A consulting firm is in the final stages of preparing a computer model that is expected to be used to gauge the impact a massive rainstorm had on the city two years ago.
While the immediate effect was fairly evident - more than 250 basements in the city were flooded out in what has been described as a 50-year storm - officials with the city want to know the specifics of how Cornwall's storm sewer system managed the runoff, and where it may have come up short.
Stephen Wintle, the city's division manager of infrastructure planning, told Seaway News in an interview a draft report on the computer model results is expected in the next couple of months.
The reason for such a long turnaround time lies in the intricacies of the city's massive sewer system and programming all that information into a computer model.
But Wintle is confident the model will provide the city with some answers about what the storm sewer system will need moving forward - if anything.

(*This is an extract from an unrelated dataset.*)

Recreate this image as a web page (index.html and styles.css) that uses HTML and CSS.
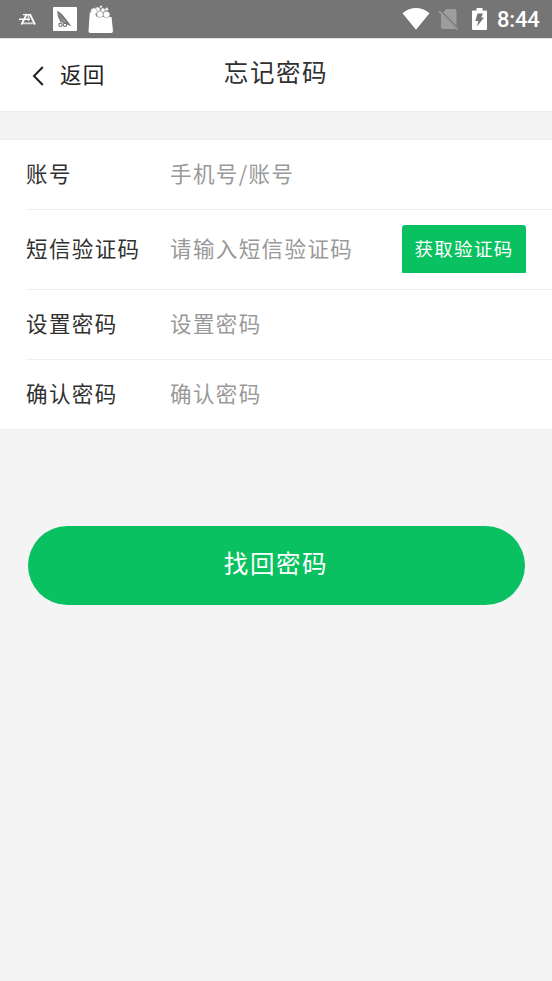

"We can use the model to try some alternative scenarios - what-if scenarios," said Wintle. "It's about trying to help you know what you are looking for.
"We want to make the system stronger."
But there are no plans, yet, to take the results of the model and begin requesting money from city council to complete system upgrades.
"It's a little premature for that," said Wintle - though there is the potential for capital improvement requests to surface to address storm sewer shortcomings. "We're hopeful there will be some recommendations on capital improvements to strengthen the system."
The 50-year storm that drenched the city on the evening Sept. 10, 2010 saw a whopping seven centimetres of rain fall on Cornwall in just a few hours. The result was surface-area flooding, most notably over the banks of the South Branch of the Raisin River and Boals Drain.
Due to the intensity of the storm, some of the city's pumping stations and sewer mains were overburdened with the amount of rain and were forced to operate over their capacity limits. City staff supplemented pumping capacity where possible in an effort to return the system to normal operation.